Task to complete - Copy nothing but the part that opens with the line containing "Rebuild this screenshot" and closes with the line containing "import React from 'react';". Do not include pictures.

(Collected data)
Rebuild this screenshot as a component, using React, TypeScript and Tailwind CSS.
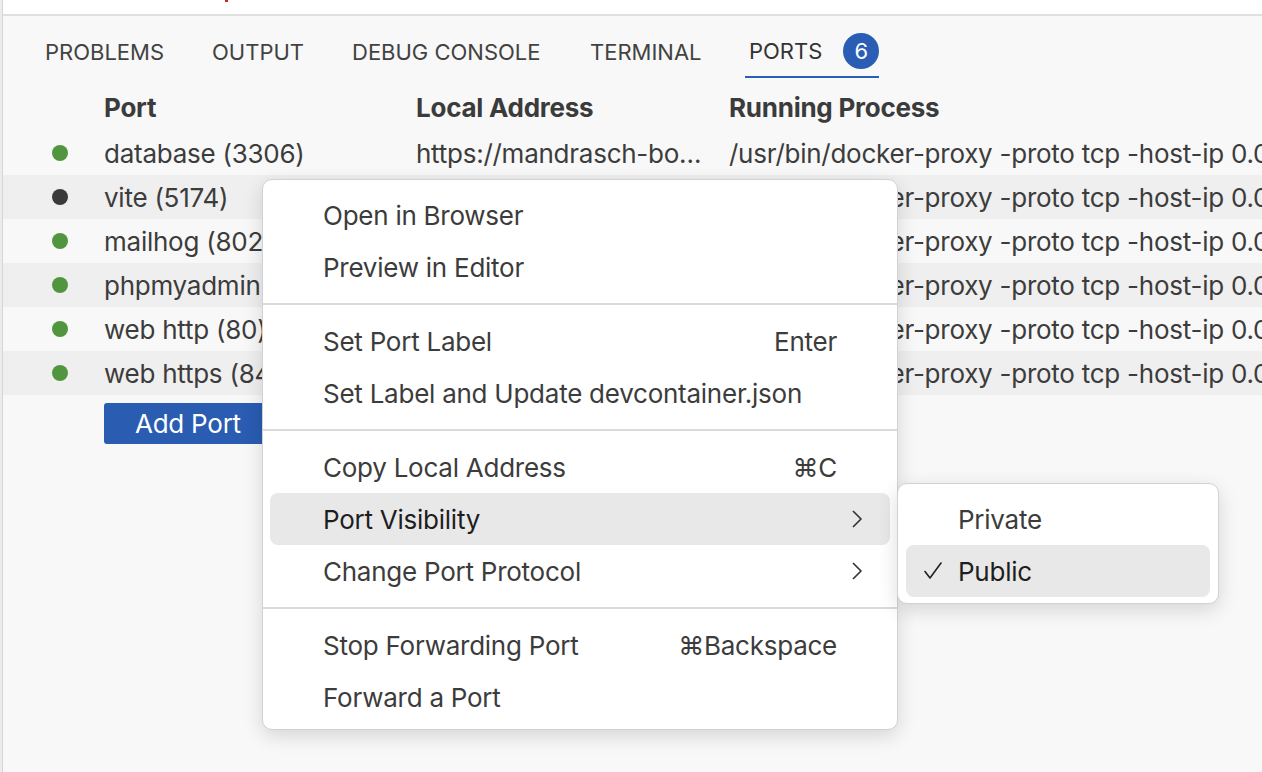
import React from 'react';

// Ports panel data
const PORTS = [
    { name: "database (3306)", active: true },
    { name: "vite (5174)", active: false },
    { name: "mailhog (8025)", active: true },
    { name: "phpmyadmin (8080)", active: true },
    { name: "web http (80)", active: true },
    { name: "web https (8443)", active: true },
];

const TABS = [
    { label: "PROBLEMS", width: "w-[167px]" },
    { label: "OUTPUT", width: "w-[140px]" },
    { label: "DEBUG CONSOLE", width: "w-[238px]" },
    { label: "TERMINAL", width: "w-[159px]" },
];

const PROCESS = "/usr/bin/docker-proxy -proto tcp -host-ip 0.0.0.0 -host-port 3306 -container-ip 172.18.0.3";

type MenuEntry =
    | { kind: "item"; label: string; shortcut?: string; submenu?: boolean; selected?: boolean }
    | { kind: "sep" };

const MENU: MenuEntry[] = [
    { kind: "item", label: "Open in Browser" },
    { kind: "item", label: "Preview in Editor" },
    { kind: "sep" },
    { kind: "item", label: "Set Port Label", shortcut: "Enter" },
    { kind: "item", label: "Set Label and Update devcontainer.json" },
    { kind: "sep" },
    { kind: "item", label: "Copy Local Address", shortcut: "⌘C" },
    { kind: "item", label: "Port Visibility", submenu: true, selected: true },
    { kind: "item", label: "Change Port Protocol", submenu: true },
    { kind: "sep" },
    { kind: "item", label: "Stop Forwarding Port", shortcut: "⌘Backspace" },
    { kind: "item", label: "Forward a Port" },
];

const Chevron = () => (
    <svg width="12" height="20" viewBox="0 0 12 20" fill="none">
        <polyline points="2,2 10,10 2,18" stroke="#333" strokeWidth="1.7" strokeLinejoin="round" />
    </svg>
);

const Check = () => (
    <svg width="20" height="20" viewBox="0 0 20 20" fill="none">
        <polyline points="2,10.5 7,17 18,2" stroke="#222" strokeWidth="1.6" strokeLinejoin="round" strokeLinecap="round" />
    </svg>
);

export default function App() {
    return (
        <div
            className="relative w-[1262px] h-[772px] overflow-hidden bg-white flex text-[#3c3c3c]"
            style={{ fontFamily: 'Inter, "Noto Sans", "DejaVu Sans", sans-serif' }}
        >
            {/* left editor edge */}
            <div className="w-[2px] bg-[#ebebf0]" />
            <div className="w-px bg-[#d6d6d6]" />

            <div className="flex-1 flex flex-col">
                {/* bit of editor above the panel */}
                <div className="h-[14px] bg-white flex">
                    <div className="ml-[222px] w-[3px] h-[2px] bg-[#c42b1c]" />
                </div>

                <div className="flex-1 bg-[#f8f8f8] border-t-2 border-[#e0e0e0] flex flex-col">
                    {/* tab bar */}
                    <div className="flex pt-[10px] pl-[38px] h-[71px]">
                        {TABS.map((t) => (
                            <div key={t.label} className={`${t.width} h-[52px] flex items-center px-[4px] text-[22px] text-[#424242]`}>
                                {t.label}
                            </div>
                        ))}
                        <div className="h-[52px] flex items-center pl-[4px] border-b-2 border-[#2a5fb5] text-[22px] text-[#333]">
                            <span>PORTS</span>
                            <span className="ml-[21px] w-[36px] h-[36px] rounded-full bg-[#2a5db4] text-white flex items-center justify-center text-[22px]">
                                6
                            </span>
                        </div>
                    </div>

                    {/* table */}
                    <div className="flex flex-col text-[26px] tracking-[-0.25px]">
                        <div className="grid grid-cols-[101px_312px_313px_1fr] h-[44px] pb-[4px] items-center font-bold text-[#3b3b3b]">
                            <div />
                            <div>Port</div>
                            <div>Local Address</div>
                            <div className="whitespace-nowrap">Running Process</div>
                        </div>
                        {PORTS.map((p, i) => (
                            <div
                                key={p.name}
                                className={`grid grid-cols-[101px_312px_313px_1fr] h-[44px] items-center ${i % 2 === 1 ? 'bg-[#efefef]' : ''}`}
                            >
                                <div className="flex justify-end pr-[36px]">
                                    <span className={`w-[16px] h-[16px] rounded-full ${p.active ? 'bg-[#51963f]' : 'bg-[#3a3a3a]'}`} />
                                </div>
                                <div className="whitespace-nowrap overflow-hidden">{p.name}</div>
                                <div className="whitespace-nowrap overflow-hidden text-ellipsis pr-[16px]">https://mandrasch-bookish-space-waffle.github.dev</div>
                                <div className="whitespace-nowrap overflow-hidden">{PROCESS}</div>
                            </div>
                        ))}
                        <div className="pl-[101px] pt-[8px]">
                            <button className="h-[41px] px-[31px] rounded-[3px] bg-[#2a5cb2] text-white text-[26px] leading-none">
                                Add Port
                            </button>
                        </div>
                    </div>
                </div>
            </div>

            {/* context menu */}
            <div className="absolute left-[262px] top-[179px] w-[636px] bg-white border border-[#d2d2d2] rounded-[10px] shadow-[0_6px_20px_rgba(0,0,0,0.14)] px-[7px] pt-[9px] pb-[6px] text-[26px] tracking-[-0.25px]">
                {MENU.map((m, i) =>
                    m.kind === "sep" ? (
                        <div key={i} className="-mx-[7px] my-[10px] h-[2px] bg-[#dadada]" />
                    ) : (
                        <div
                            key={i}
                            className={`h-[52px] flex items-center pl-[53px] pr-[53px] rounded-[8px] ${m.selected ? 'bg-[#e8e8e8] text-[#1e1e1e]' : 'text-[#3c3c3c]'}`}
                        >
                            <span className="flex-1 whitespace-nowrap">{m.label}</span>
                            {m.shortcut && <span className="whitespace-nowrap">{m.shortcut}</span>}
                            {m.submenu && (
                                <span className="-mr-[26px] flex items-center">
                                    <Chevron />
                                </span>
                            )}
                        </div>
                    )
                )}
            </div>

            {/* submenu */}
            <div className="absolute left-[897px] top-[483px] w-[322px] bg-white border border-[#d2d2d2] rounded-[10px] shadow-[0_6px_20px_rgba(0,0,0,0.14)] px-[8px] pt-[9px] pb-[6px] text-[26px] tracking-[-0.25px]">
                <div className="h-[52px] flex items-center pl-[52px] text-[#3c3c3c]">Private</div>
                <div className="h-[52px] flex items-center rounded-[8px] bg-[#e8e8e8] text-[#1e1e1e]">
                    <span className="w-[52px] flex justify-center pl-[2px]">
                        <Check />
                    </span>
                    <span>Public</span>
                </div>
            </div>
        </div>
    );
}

...

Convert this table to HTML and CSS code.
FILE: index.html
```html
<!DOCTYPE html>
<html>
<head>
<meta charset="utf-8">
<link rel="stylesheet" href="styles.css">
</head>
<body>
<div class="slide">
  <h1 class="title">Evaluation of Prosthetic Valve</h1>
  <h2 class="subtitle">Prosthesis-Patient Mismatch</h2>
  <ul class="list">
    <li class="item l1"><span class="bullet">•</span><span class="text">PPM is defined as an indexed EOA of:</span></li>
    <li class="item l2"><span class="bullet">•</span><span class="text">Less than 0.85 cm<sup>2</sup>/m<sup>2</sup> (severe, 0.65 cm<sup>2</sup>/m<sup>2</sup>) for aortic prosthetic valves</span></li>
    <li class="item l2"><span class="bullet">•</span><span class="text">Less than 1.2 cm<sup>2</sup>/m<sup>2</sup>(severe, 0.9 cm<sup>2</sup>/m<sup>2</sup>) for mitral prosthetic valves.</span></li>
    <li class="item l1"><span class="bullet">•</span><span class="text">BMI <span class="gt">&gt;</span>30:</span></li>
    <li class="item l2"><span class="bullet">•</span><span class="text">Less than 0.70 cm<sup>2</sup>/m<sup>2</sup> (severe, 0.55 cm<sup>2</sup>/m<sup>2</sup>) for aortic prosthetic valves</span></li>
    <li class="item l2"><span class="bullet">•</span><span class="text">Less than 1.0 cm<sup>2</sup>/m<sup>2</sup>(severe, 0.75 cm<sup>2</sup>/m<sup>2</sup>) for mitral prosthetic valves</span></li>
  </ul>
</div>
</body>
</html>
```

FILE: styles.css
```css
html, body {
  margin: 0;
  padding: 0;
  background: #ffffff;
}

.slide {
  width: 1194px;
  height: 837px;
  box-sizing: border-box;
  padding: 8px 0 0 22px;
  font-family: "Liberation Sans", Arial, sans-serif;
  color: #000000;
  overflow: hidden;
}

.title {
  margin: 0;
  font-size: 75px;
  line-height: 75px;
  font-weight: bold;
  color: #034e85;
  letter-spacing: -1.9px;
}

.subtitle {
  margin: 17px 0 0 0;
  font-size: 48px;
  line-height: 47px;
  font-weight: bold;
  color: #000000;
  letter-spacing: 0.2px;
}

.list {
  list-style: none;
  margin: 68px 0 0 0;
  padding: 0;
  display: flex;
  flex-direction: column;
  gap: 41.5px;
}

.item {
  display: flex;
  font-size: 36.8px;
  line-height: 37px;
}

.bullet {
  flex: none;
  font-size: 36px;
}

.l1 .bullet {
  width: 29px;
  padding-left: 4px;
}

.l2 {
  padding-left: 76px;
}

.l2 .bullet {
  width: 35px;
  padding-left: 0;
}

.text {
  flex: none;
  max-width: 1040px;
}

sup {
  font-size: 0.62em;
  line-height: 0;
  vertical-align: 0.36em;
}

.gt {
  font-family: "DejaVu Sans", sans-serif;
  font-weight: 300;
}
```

* * *

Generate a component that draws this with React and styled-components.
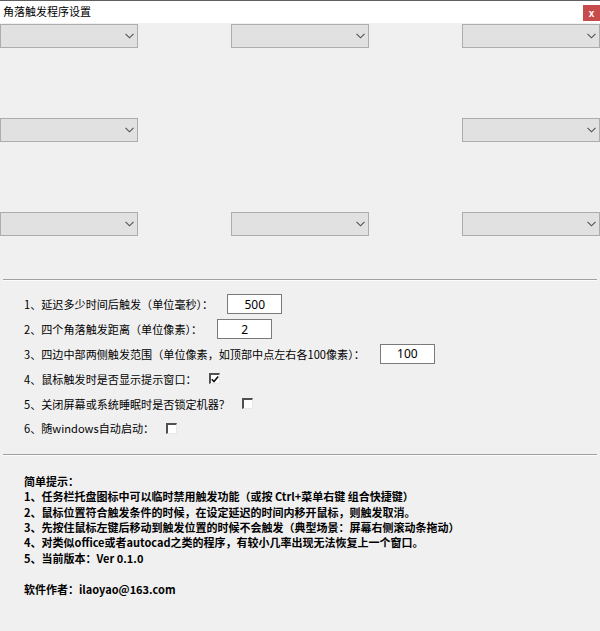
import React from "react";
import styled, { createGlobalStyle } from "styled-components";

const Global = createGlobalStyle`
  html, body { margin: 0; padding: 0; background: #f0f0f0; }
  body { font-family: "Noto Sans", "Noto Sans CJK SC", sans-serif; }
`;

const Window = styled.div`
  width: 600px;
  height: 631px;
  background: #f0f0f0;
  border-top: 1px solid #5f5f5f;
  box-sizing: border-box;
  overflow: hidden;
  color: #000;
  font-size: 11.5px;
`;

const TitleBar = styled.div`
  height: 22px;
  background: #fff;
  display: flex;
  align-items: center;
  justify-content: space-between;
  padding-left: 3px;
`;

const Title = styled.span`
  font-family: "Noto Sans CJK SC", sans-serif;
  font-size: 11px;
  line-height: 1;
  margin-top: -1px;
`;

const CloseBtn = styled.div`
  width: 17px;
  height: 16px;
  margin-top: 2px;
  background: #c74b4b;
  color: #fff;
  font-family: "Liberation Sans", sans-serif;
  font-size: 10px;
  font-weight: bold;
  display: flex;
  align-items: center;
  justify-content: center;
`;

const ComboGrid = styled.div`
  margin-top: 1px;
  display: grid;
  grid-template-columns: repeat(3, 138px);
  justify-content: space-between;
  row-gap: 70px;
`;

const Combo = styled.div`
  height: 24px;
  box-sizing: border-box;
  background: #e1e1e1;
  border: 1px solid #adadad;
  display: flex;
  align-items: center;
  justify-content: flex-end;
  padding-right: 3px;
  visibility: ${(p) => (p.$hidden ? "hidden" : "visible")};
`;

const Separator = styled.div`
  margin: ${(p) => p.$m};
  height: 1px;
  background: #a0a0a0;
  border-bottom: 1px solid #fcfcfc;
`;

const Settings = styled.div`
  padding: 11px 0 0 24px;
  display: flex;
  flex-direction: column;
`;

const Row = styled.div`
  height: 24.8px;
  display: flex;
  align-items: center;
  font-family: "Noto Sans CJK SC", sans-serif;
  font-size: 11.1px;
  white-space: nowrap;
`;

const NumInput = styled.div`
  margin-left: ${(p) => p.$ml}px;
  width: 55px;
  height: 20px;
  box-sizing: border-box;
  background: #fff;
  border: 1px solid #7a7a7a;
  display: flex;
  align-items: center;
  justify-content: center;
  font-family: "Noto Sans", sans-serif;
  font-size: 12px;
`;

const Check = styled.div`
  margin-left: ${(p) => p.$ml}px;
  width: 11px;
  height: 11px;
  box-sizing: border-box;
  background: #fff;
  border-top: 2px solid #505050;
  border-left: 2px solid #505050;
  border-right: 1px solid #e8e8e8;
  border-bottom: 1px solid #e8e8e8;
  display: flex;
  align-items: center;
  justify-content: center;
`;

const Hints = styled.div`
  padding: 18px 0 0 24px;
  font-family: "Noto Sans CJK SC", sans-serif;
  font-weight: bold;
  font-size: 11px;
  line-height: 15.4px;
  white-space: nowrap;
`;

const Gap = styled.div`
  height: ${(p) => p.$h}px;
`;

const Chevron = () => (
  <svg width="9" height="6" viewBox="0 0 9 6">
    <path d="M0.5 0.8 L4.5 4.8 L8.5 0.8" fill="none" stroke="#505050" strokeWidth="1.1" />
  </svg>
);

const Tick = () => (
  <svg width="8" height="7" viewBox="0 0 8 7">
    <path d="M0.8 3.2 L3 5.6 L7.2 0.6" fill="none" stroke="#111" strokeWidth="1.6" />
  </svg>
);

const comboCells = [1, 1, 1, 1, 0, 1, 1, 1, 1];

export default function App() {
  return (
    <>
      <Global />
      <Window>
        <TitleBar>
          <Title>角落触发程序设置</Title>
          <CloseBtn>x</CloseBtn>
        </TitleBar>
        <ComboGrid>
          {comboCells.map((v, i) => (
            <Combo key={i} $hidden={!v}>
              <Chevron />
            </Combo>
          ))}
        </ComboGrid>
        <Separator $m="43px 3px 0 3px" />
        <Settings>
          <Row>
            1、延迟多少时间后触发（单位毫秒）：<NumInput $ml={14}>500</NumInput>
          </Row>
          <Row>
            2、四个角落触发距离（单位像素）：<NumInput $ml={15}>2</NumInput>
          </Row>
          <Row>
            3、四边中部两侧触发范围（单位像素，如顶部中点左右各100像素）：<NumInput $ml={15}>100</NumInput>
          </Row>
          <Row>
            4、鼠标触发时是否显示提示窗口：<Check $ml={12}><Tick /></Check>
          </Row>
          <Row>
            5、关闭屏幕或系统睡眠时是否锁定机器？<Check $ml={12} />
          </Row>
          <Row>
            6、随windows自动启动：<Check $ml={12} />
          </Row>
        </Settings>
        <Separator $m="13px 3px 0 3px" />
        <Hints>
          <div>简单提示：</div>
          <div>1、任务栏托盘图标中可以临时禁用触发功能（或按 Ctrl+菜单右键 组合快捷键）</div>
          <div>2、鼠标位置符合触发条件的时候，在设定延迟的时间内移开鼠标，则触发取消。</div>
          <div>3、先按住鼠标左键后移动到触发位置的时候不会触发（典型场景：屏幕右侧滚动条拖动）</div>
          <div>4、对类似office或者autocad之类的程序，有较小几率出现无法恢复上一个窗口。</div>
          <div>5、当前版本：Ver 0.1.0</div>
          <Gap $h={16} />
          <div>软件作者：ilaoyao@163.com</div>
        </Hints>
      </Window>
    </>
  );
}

Response for this exercise -
Rebuild this screenshot as a component, using React, TypeScript and Tailwind CSS.
import React from 'react';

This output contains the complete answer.